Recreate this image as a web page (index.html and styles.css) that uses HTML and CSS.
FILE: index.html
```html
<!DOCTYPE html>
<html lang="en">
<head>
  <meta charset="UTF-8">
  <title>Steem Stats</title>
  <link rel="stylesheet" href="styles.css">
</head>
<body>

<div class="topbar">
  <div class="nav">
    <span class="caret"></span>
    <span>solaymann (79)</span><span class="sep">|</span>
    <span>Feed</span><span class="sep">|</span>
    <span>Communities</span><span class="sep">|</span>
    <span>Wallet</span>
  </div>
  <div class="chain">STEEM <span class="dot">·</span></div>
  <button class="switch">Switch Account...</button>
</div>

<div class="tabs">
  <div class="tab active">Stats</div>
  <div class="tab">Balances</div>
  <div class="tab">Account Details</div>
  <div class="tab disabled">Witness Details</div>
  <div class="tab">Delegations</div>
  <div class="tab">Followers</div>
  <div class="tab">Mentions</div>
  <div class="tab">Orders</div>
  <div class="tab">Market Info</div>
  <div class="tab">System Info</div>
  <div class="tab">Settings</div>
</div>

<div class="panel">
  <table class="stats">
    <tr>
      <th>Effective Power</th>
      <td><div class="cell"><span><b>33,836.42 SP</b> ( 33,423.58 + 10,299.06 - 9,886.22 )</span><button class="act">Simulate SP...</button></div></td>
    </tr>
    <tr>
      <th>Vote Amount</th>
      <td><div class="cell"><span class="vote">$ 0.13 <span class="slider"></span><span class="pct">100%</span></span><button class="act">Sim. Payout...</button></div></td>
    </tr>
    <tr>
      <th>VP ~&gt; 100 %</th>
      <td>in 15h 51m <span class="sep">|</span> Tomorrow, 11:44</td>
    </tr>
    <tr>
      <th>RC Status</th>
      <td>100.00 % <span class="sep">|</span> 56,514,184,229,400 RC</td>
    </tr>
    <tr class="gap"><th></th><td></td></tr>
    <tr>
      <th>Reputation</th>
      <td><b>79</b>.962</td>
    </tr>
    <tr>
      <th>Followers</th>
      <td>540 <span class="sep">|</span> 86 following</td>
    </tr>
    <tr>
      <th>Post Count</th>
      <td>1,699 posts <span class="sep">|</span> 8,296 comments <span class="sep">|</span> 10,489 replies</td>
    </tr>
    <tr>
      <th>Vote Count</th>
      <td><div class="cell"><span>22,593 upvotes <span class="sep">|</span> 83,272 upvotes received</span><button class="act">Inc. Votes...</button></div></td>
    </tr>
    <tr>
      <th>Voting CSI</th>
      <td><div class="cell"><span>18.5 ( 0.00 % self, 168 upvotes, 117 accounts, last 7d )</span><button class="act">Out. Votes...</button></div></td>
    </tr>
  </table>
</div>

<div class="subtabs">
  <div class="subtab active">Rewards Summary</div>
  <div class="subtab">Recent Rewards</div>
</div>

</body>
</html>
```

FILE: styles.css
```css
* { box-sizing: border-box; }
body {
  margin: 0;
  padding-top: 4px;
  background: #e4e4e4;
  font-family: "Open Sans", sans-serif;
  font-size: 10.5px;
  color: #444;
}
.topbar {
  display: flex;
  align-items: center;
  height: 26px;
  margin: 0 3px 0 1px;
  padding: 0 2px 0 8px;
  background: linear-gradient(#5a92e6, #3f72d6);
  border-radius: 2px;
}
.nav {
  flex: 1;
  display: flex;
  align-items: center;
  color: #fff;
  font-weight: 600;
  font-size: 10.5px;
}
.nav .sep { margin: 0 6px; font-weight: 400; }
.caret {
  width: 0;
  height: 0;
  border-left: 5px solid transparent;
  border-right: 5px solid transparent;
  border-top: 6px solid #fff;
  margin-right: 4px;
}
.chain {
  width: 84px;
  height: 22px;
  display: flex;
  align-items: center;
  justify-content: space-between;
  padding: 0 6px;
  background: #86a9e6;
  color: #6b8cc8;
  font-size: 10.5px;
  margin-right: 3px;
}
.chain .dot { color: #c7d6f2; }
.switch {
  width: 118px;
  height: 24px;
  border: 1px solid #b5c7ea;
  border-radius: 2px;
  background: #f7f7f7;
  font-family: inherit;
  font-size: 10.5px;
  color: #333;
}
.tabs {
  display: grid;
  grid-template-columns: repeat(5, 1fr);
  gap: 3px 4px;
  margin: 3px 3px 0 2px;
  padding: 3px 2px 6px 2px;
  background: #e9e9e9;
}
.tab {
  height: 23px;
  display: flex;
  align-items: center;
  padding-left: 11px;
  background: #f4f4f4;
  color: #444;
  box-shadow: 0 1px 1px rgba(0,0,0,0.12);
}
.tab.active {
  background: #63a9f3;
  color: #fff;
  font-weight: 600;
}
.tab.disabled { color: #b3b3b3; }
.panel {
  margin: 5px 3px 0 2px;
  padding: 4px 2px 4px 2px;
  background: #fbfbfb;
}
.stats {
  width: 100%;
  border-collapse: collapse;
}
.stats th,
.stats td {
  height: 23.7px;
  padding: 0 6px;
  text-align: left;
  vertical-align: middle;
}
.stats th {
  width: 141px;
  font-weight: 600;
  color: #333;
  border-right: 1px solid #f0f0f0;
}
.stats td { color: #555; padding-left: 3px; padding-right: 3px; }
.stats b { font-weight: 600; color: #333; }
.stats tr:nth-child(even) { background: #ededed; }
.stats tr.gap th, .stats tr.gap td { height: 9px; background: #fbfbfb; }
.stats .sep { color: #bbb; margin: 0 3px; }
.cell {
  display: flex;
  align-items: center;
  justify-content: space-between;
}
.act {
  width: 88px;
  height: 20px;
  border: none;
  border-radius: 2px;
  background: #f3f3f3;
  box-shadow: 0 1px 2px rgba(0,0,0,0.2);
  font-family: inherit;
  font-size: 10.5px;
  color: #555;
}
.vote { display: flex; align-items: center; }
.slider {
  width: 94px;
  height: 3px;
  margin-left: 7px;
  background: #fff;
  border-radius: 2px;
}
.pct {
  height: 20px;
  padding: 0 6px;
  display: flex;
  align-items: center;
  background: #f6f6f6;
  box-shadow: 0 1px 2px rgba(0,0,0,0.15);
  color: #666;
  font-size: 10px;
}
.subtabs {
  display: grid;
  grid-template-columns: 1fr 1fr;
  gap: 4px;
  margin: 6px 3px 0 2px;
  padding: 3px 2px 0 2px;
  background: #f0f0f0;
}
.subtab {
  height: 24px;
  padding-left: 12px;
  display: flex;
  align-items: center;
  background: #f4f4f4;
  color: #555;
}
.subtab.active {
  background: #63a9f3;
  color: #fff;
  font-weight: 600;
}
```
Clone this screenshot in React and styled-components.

# [WHAT THE TASK ASKS]
Extract each entry in full, exactly as given.

# [ANSWER]
Recreate this image as a web page (index.html and styles.css) that uses HTML and CSS.
FILE: index.html
```html
<!DOCTYPE html>
<html lang="en">
<head>
  <meta charset="UTF-8">
  <title>Steem Stats</title>
  <link rel="stylesheet" href="styles.css">
</head>
<body>

<div class="topbar">
  <div class="nav">
    <span class="caret"></span>
    <span>solaymann (79)</span><span class="sep">|</span>
    <span>Feed</span><span class="sep">|</span>
    <span>Communities</span><span class="sep">|</span>
    <span>Wallet</span>
  </div>
  <div class="chain">STEEM <span class="dot">·</span></div>
  <button class="switch">Switch Account...</button>
</div>

<div class="tabs">
  <div class="tab active">Stats</div>
  <div class="tab">Balances</div>
  <div class="tab">Account Details</div>
  <div class="tab disabled">Witness Details</div>
  <div class="tab">Delegations</div>
  <div class="tab">Followers</div>
  <div class="tab">Mentions</div>
  <div class="tab">Orders</div>
  <div class="tab">Market Info</div>
  <div class="tab">System Info</div>
  <div class="tab">Settings</div>
</div>

<div class="panel">
  <table class="stats">
    <tr>
      <th>Effective Power</th>
      <td><div class="cell"><span><b>33,836.42 SP</b> ( 33,423.58 + 10,299.06 - 9,886.22 )</span><button class="act">Simulate SP...</button></div></td>
    </tr>
    <tr>
      <th>Vote Amount</th>
      <td><div class="cell"><span class="vote">$ 0.13 <span class="slider"></span><span class="pct">100%</span></span><button class="act">Sim. Payout...</button></div></td>
    </tr>
    <tr>
      <th>VP ~&gt; 100 %</th>
      <td>in 15h 51m <span class="sep">|</span> Tomorrow, 11:44</td>
    </tr>
    <tr>
      <th>RC Status</th>
      <td>100.00 % <span class="sep">|</span> 56,514,184,229,400 RC</td>
    </tr>
    <tr class="gap"><th></th><td></td></tr>
    <tr>
      <th>Reputation</th>
      <td><b>79</b>.962</td>
    </tr>
    <tr>
      <th>Followers</th>
      <td>540 <span class="sep">|</span> 86 following</td>
    </tr>
    <tr>
      <th>Post Count</th>
      <td>1,699 posts <span class="sep">|</span> 8,296 comments <span class="sep">|</span> 10,489 replies</td>
    </tr>
    <tr>
      <th>Vote Count</th>
      <td><div class="cell"><span>22,593 upvotes <span class="sep">|</span> 83,272 upvotes received</span><button class="act">Inc. Votes...</button></div></td>
    </tr>
    <tr>
      <th>Voting CSI</th>
      <td><div class="cell"><span>18.5 ( 0.00 % self, 168 upvotes, 117 accounts, last 7d )</span><button class="act">Out. Votes...</button></div></td>
    </tr>
  </table>
</div>

<div class="subtabs">
  <div class="subtab active">Rewards Summary</div>
  <div class="subtab">Recent Rewards</div>
</div>

</body>
</html>
```

FILE: styles.css
```css
* { box-sizing: border-box; }
body {
  margin: 0;
  padding-top: 4px;
  background: #e4e4e4;
  font-family: "Open Sans", sans-serif;
  font-size: 10.5px;
  color: #444;
}
.topbar {
  display: flex;
  align-items: center;
  height: 26px;
  margin: 0 3px 0 1px;
  padding: 0 2px 0 8px;
  background: linear-gradient(#5a92e6, #3f72d6);
  border-radius: 2px;
}
.nav {
  flex: 1;
  display: flex;
  align-items: center;
  color: #fff;
  font-weight: 600;
  font-size: 10.5px;
}
.nav .sep { margin: 0 6px; font-weight: 400; }
.caret {
  width: 0;
  height: 0;
  border-left: 5px solid transparent;
  border-right: 5px solid transparent;
  border-top: 6px solid #fff;
  margin-right: 4px;
}
.chain {
  width: 84px;
  height: 22px;
  display: flex;
  align-items: center;
  justify-content: space-between;
  padding: 0 6px;
  background: #86a9e6;
  color: #6b8cc8;
  font-size: 10.5px;
  margin-right: 3px;
}
.chain .dot { color: #c7d6f2; }
.switch {
  width: 118px;
  height: 24px;
  border: 1px solid #b5c7ea;
  border-radius: 2px;
  background: #f7f7f7;
  font-family: inherit;
  font-size: 10.5px;
  color: #333;
}
.tabs {
  display: grid;
  grid-template-columns: repeat(5, 1fr);
  gap: 3px 4px;
  margin: 3px 3px 0 2px;
  padding: 3px 2px 6px 2px;
  background: #e9e9e9;
}
.tab {
  height: 23px;
  display: flex;
  align-items: center;
  padding-left: 11px;
  background: #f4f4f4;
  color: #444;
  box-shadow: 0 1px 1px rgba(0,0,0,0.12);
}
.tab.active {
  background: #63a9f3;
  color: #fff;
  font-weight: 600;
}
.tab.disabled { color: #b3b3b3; }
.panel {
  margin: 5px 3px 0 2px;
  padding: 4px 2px 4px 2px;
  background: #fbfbfb;
}
.stats {
  width: 100%;
  border-collapse: collapse;
}
.stats th,
.stats td {
  height: 23.7px;
  padding: 0 6px;
  text-align: left;
  vertical-align: middle;
}
.stats th {
  width: 141px;
  font-weight: 600;
  color: #333;
  border-right: 1px solid #f0f0f0;
}
.stats td { color: #555; padding-left: 3px; padding-right: 3px; }
.stats b { font-weight: 600; color: #333; }
.stats tr:nth-child(even) { background: #ededed; }
.stats tr.gap th, .stats tr.gap td { height: 9px; background: #fbfbfb; }
.stats .sep { color: #bbb; margin: 0 3px; }
.cell {
  display: flex;
  align-items: center;
  justify-content: space-between;
}
.act {
  width: 88px;
  height: 20px;
  border: none;
  border-radius: 2px;
  background: #f3f3f3;
  box-shadow: 0 1px 2px rgba(0,0,0,0.2);
  font-family: inherit;
  font-size: 10.5px;
  color: #555;
}
.vote { display: flex; align-items: center; }
.slider {
  width: 94px;
  height: 3px;
  margin-left: 7px;
  background: #fff;
  border-radius: 2px;
}
.pct {
  height: 20px;
  padding: 0 6px;
  display: flex;
  align-items: center;
  background: #f6f6f6;
  box-shadow: 0 1px 2px rgba(0,0,0,0.15);
  color: #666;
  font-size: 10px;
}
.subtabs {
  display: grid;
  grid-template-columns: 1fr 1fr;
  gap: 4px;
  margin: 6px 3px 0 2px;
  padding: 3px 2px 0 2px;
  background: #f0f0f0;
}
.subtab {
  height: 24px;
  padding-left: 12px;
  display: flex;
  align-items: center;
  background: #f4f4f4;
  color: #555;
}
.subtab.active {
  background: #63a9f3;
  color: #fff;
  font-weight: 600;
}
```
Clone this screenshot in React and styled-components.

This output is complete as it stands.